This will be faster than a full sort depending on the size of your original array and the size of your selection:

>>> A = np.random.randint(0,10,10)
>>> A
array([5, 1, 5, 5, 2, 3, 2, 4, 1, 0])
>>> B = np.zeros(3, int)
>>> for i in xrange(3):
...     idx = np.argmax(A)
...     B[i]=idx; A[idx]=0 #something smaller than A.min()
...     
>>> B
array([0, 2, 3])

It, of course, involves tampering with your original array. Which you could fix (if needed) by making a copy or replacing back the original values. ...whichever is cheaper for your use case.

Use:

from operator import itemgetter
from heapq import nlargest
result = nlargest(N, enumerate(your_list), itemgetter(1))

Now the result list would contain N tuples (index, value) where value is maximized.

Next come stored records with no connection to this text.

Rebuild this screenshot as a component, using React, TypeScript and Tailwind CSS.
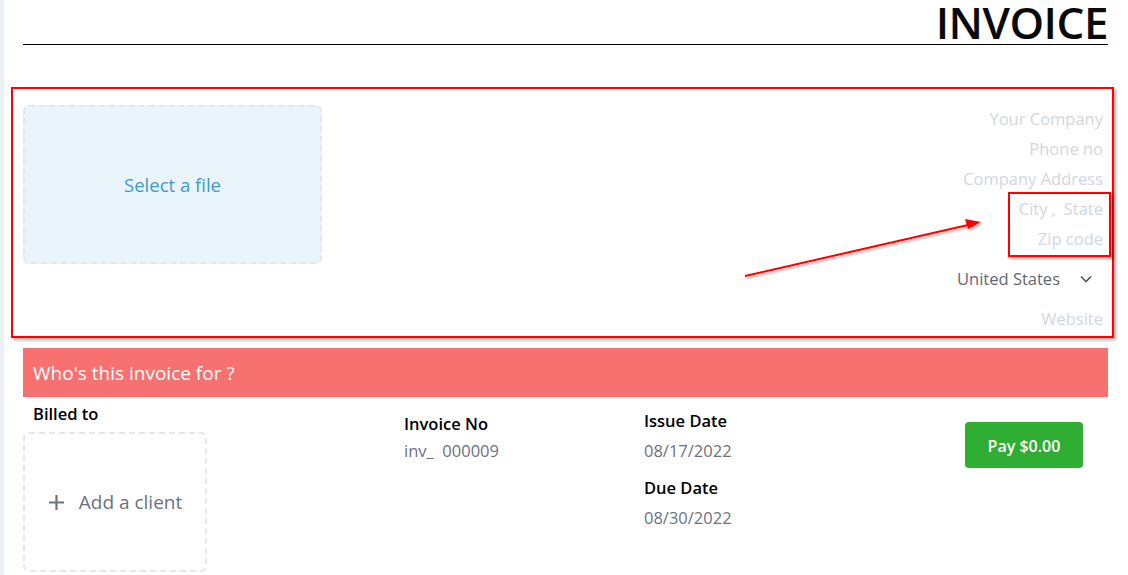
import React from 'react';

const font = { fontFamily: '"Open Sans", "Noto Sans", sans-serif' };

const companyFields = ['Your Company', 'Phone no', 'Company Address'];

export default function App() {
  return (
    <div className="relative flex h-[575px] w-[1128px] overflow-hidden bg-white" style={font}>
      <div className="w-[4px] shrink-0 bg-[#eaf1f5]" />
      <div className="flex-1 pl-[19px] pr-[20px]">
        {/* header */}
        <div className="h-[45px] border-b border-black text-right">
          <h1 className="text-[44px] font-semibold leading-[44px] tracking-[-0.5px] text-[#0a0a0a]">INVOICE</h1>
        </div>

        {/* company section */}
        <div className="mt-[60px] flex justify-between">
          <div className="flex h-[159px] w-[299px] items-center justify-center rounded-md border-2 border-dashed border-[#e3e6ea] bg-[#eaf5fb]">
            <span className="text-[18.5px] text-[#3d9ad1]">Select a file</span>
          </div>
          <div className="-mt-[1px] flex flex-col items-end pr-[5px] text-[16.5px] text-[#d2d6dc]">
            {companyFields.map((f) => (
              <div key={f} className="flex h-[30px] items-center">{f}</div>
            ))}
            <div className="flex h-[30px] items-center">
              <span>City</span>
              <span className="ml-[4px] mr-[8px]">,</span>
              <span>State</span>
            </div>
            <div className="flex h-[30px] items-center">Zip code</div>
            <div className="flex h-[50px] items-center text-[#5f6674]">
              <span>United States</span>
              <svg className="ml-[20px] mr-[11px]" width="12" height="8" viewBox="0 0 12 8" fill="none">
                <path d="M1 1.5l5 5 5-5" stroke="#4b5563" strokeWidth="1.6" />
              </svg>
            </div>
            <div className="flex h-[30px] items-center">Website</div>
          </div>
        </div>

        {/* who is this for */}
        <div className="mt-[14px] flex h-[49px] items-center bg-[#f87171] px-[10px] pt-[2px] text-[19px] text-white">
          Who's this invoice for ?
        </div>

        <div className="flex">
          <div className="w-[381px]">
            <div className="flex h-[34px] items-center px-[10px] pt-[1px] text-[16.5px] font-semibold text-black">Billed to</div>
            <div className="mt-[1px] flex h-[140px] w-[184px] items-center justify-center rounded-md border-2 border-dashed border-[#e3e6ea] text-[19px] text-[#6b7280]">
              <svg className="mr-[14px]" width="17" height="17" viewBox="0 0 17 17" fill="none">
                <path d="M8.5 1v15M1 8.5h15" stroke="#6b7280" strokeWidth="2.2" />
              </svg>
              <span className="pt-[1px]">Add a client</span>
            </div>
          </div>
          <div className="w-[240px] pt-[16px]">
            <div className="text-[16.5px] font-semibold leading-[22px] text-black">Invoice No</div>
            <div className="mt-[5px] text-[16.5px] leading-[22px] text-[#6b7280]">inv_&nbsp; 000009</div>
          </div>
          <div className="flex-1 pt-[13px]">
            <div className="text-[16.5px] font-semibold leading-[22px] text-black">Issue Date</div>
            <div className="mt-[8px] text-[16.5px] leading-[22px] text-[#6b7280]">08/17/2022</div>
            <div className="mt-[15px] text-[16.5px] font-semibold leading-[22px] text-black">Due Date</div>
            <div className="mt-[8px] text-[16.5px] leading-[22px] text-[#6b7280]">08/30/2022</div>
          </div>
          <div className="pr-[25px] pt-[25px]">
            <button className="h-[46px] w-[118px] rounded-[4px] bg-[#2fae33] pt-[1px] text-[16px] font-semibold text-white">Pay $0.00</button>
          </div>
        </div>
      </div>

      {/* annotations */}
      <div className="pointer-events-none absolute left-[11px] top-[87px] h-[251px] w-[1103px] border-2 border-[#ff0000] shadow-[2px_2px_3px_rgba(0,0,0,0.35)]" />
      <div className="pointer-events-none absolute left-[1008px] top-[192px] h-[65px] w-[103px] border-2 border-[#ff0000] shadow-[2px_2px_3px_rgba(0,0,0,0.35)]" />
      <svg className="pointer-events-none absolute left-0 top-0" width="1128" height="575">
        <defs>
          <filter id="sh" x="-10%" y="-10%" width="120%" height="140%">
            <feDropShadow dx="1.5" dy="2" stdDeviation="1" floodColor="#000" floodOpacity="0.3" />
          </filter>
        </defs>
        <g filter="url(#sh)">
          <line x1="745" y1="276" x2="968" y2="225" stroke="#ff0000" strokeWidth="2" />
          <polygon points="981,222 965,219 968,229" fill="#ff0000" />
        </g>
      </svg>
    </div>
  );
}
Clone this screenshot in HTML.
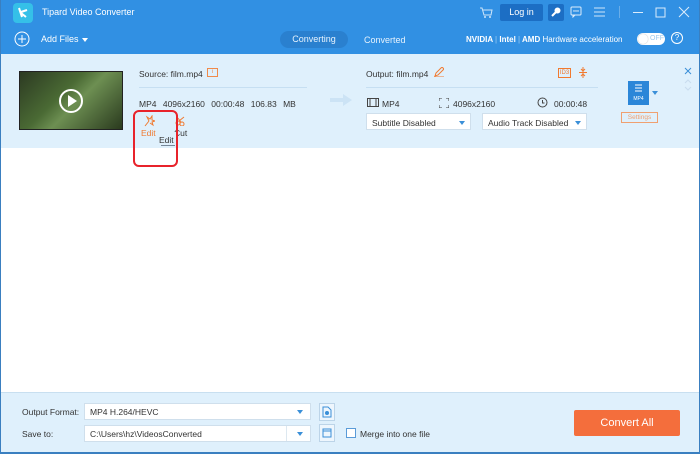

I think the most time efficiency way is manually iterate through the array and keep a k-size min-heap, as other people have mentioned.

And I also come up with a brute force approach:

top_k_index_list = [ ]
for i in range(k):
    top_k_index_list.append(np.argmax(my_array))
    my_array[top_k_index_list[-1]] = -float('inf')

Set the largest element to a large negative value after you use argmax to get its index. And then the next call of argmax will return the second largest element. And you can log the original value of these elements and recover them if you want.

If you don't care about the order of the K-th largest elements you can use argpartition, which should perform better than a full sort through argsort.

K = 4 # We want the indices of the four largest values
a = np.array([0, 8, 0, 4, 5, 8, 8, 0, 4, 2])
np.argpartition(a,-K)[-K:]
array([4, 1, 5, 6])

Credits go to this question.

I ran a few tests and it looks like argpartition outperforms argsort as the size of the array and the value of K increase.

Newer NumPy versions (1.8 and up) have a function called argpartition for this. To get the indices of the four largest elements, do

>>> a = np.array([9, 4, 4, 3, 3, 9, 0, 4, 6, 0])
>>> a
array([9, 4, 4, 3, 3, 9, 0, 4, 6, 0])
>>> ind = np.argpartition(a, -4)[-4:]
>>> ind
array([1, 5, 8, 0])
>>> a[ind]
array([4, 9, 6, 9])

Unlike argsort, this function runs in linear time in the worst case, but the returned indices are not sorted, as can be seen from the result of evaluating a[ind]. If you need that too, sort them afterwards:

>>> ind[np.argsort(a[ind])]
array([1, 8, 5, 0])

To get the top-k elements in sorted order in this way takes O(n + k log k) time.

The simplest I've been able to come up with is:

In [1]: import numpy as np

In [2]: arr = np.array([1, 3, 2, 4, 5])

In [3]: arr.argsort()[-3:][::-1]
Out[3]: array([4, 3, 1])

This involves a complete sort of the array. I wonder if numpy provides a built-in way to do a partial sort; so far I haven't been able to find one.

If this solution turns out to be too slow (especially for small n), it may be worth looking at coding something up in Cython.